Looking through a Lens

 

I would like to share with you a bit of what daily life has been like for me during my time here in Uganda. But before I do this I want to share with you what our different lenses can have us focus on.
One of our dear friends here, Joel, is a gifted photographer. One night when we were out together he was amusing us with the different subject matter that we use for our photos. I have pictures of bodas (motorbikes that are a main form of transport), pictures of rough dirt roads and many pictures of the children we met during our ministry.

What catches my eyes as I walk down the street? In Kampala I was facinated by the taxi park; hundreds of mini-vans making their way in to the park, three a breast in the street, at a stand still waiting for other taxis to head out from the park. At least a thousand taxis sat in the park and I wondered how they ever left again with taxis parking one another in. For them it is an ordinary day at work and the system seems to have an order to it that my mind just couldn’t quite comprehend.

In Jinja town I have passed more than one shop front that has made me ask the question what form of business it actually is and how they manage to keep their shop when all they seem to be is a group of four or five men sitting around talking to one another all day.
I am always amazed at the ingenuity of the people and what they find to make a craft out of. For example, restoring used shoes, making furniture out of scraps of wood, or the boda repair stands displaying various new seat covers.

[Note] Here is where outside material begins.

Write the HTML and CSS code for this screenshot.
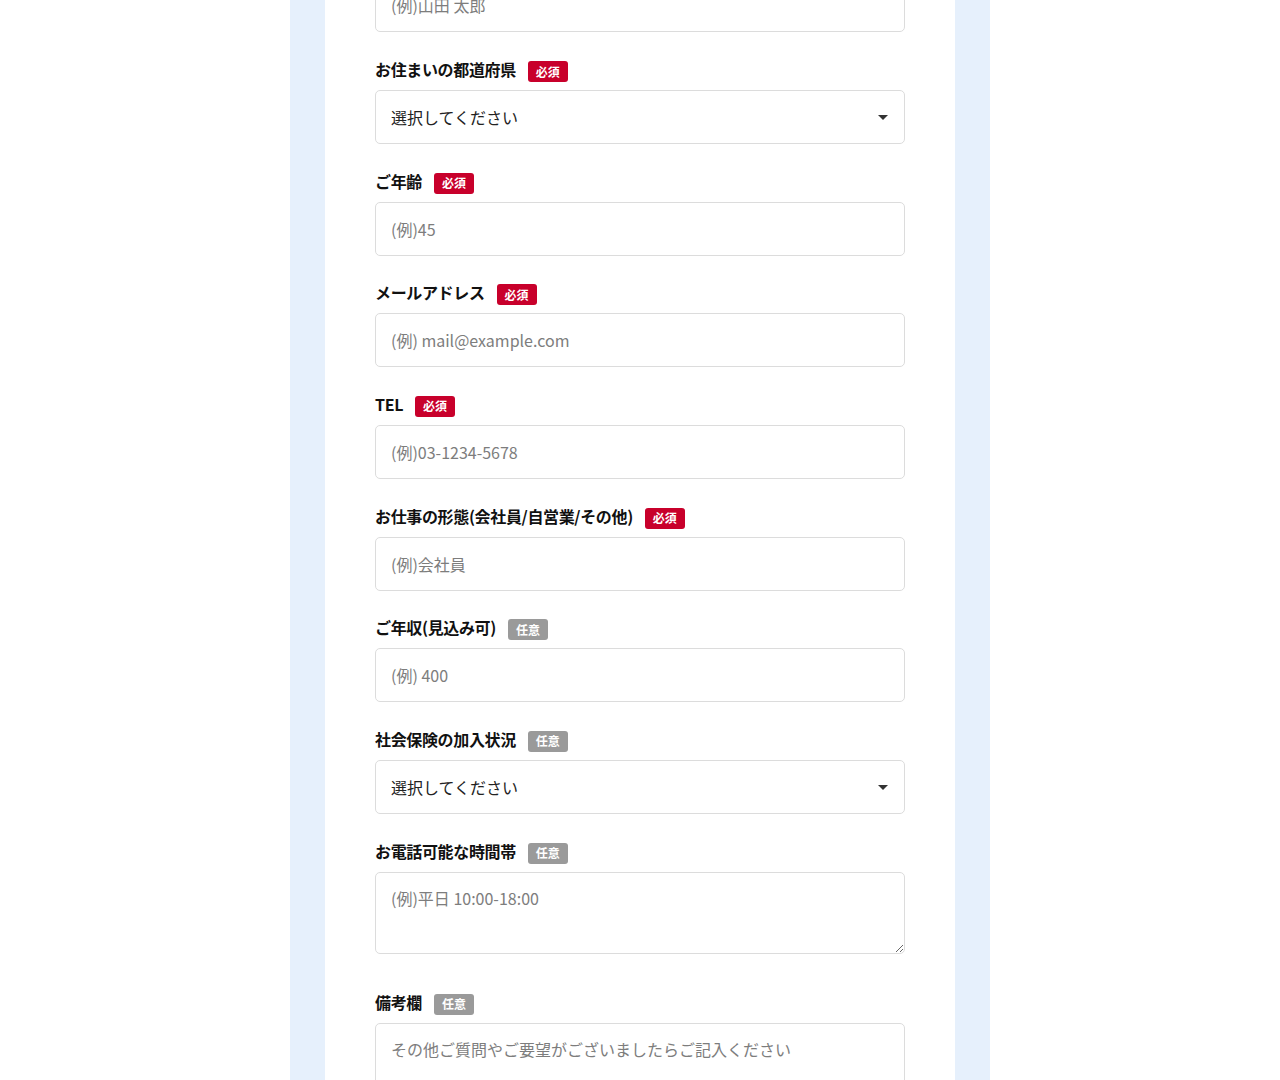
FILE: index.html
```html
<!DOCTYPE html>
<html lang="ja">
<head>
<meta charset="utf-8">
<title>お問い合わせフォーム</title>
<link rel="stylesheet" href="styles.css">
</head>
<body>
<div class="page">
  <div class="sheet">
    <form class="form">
      <div class="field field-first">
        <input class="control" type="text" placeholder="(例)山田 太郎">
      </div>

      <div class="field">
        <label class="label">お住まいの都道府県<span class="badge req">必須</span></label>
        <div class="select-wrap">
          <select class="control select">
            <option>選択してください</option>
          </select>
        </div>
      </div>

      <div class="field">
        <label class="label">ご年齢<span class="badge req">必須</span></label>
        <input class="control" type="text" placeholder="(例)45">
      </div>

      <div class="field">
        <label class="label">メールアドレス<span class="badge req">必須</span></label>
        <input class="control" type="text" placeholder="(例) mail@example.com">
      </div>

      <div class="field">
        <label class="label">TEL<span class="badge req">必須</span></label>
        <input class="control" type="text" placeholder="(例)03-1234-5678">
      </div>

      <div class="field">
        <label class="label">お仕事の形態(会社員/自営業/その他)<span class="badge req">必須</span></label>
        <input class="control" type="text" placeholder="(例)会社員">
      </div>

      <div class="field">
        <label class="label">ご年収(見込み可)<span class="badge opt">任意</span></label>
        <input class="control" type="text" placeholder="(例) 400">
      </div>

      <div class="field">
        <label class="label">社会保険の加入状況<span class="badge opt">任意</span></label>
        <div class="select-wrap">
          <select class="control select">
            <option>選択してください</option>
          </select>
        </div>
      </div>

      <div class="field field-area">
        <label class="label">お電話可能な時間帯<span class="badge opt">任意</span></label>
        <textarea class="control area" placeholder="(例)平日 10:00-18:00"></textarea>
      </div>

      <div class="field">
        <label class="label">備考欄<span class="badge opt">任意</span></label>
        <textarea class="control area tall" placeholder="その他ご質問やご要望がございましたらご記入ください"></textarea>
      </div>
    </form>
  </div>
</div>
</body>
</html>
```

FILE: styles.css
```css
html, body {
  margin: 0;
  padding: 0;
  background-color: white;
}

body {
  font-family: "Noto Sans CJK JP", "Noto Sans", sans-serif;
  color: #222;
  overflow: hidden;
  height: 1080px;
}

.page {
  width: 700px;
  margin: 0 auto;
  padding: 0 35px;
  box-sizing: border-box;
  background-color: #e6f0fc;
  min-height: 1080px;
}

.sheet {
  background-color: white;
  padding: 0 50px;
  min-height: 1080px;
}

.form {
  display: flex;
  flex-direction: column;
}

.field {
  display: flex;
  flex-direction: column;
  margin-bottom: 25.67px;
}

.field-first {
  margin-top: -22px;
  margin-bottom: 26px;
}

.field-area {
  margin-bottom: 37px;
}

.label {
  display: flex;
  align-items: flex-start;
  height: 24px;
  margin-bottom: 8px;
  font-size: 16px;
  font-weight: bold;
  line-height: 23px;
  letter-spacing: -0.35px;
  color: #111;
}

.badge {
  display: inline-flex;
  align-items: center;
  justify-content: center;
  width: 40px;
  height: 21px;
  margin-top: 3px;
  margin-left: 12px;
  border-radius: 3px;
  font-size: 12px;
  font-weight: bold;
  letter-spacing: 0;
  color: white;
  line-height: 1;
}

.req {
  background-color: #c8002b;
}

.opt {
  background-color: #9a9a9a;
}

.control {
  display: block;
  width: 100%;
  height: 54px;
  box-sizing: border-box;
  padding: 0 15px;
  border: 1px solid #dcdcdc;
  border-radius: 5px;
  background-color: white;
  font-family: "Noto Sans CJK JP", "Noto Sans", sans-serif;
  font-size: 16px;
  color: #222;
  outline: none;
}

.control::placeholder {
  color: #7d7d7d;
}

.select-wrap {
  position: relative;
}

.select {
  appearance: none;
  -webkit-appearance: none;
  color: #222;
}

.select-wrap::after {
  content: "";
  position: absolute;
  right: 17px;
  top: 25px;
  border-left: 5px solid transparent;
  border-right: 5px solid transparent;
  border-top: 5px solid #333;
}

.area {
  height: 82px;
  padding: 12px 15px;
  line-height: 26px;
  resize: vertical;
}

.tall {
  height: 120px;
}
```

On our way back to Jinja from Kampala we stopped by a road-side market so our driver could get out and purchase bananas. The number of times our driver had already stopped on the drive to make personal purchases was a foreign concept to me but at this stop our taxi was bombarded by 20+ individuals all waving fruit, vegetables, meat sticks and soft drinks in our faces through the window. They remained at our taxi only until the next vehicle pulled up and then all but those with an interested passenger rushed off to vie for the attention of the next car.

Above are just a few of the images that stand out in my mind where I have had experiences different to what I would be faced with when in Australia. So what about Ugandans? What was Joel laughing at us for? What do they find different? For starters most of the people I’ve talked to here about pets find the concept amusing, even more so that many of us view our pets as part of the family. Joel said he would find a pet cat sleeping someone’s bed in the home worth a picture. After all, who allows an animal sleep on their bed?

Another close friend, Collines, told us to our embarrasement that when on tour with Invisible Children in the USA she was pulled aside on a number of occasions by well-meaning people instructing her on flushing a toilet and turning on a tap. She said she politely thanked them, feigning prior ignorance on how to operate these utilites. I feel she handles this with far more grace then I have when people here have stated that I can’t ‘foot it’ because I am white (aka that I wouldn’t walk from place (a) to place (b)). I find it amusing but also frustrating the concept some of them have here of what us Westerners are able to do and what we can’t do. But then I hear the stories of friends like Collines and Joel and I am forced to acknowledge that I am often just as unjust to them.

So please keep this in mind as you read through the next couple of blogs on the things that stand out to me here to do with daily life. I’m going to try and share mainly abut what is different but I know that it is no more than simply not bing used to these ways. What I chose to take photos of will naturally differ from what others would capture if in that same place at the same time.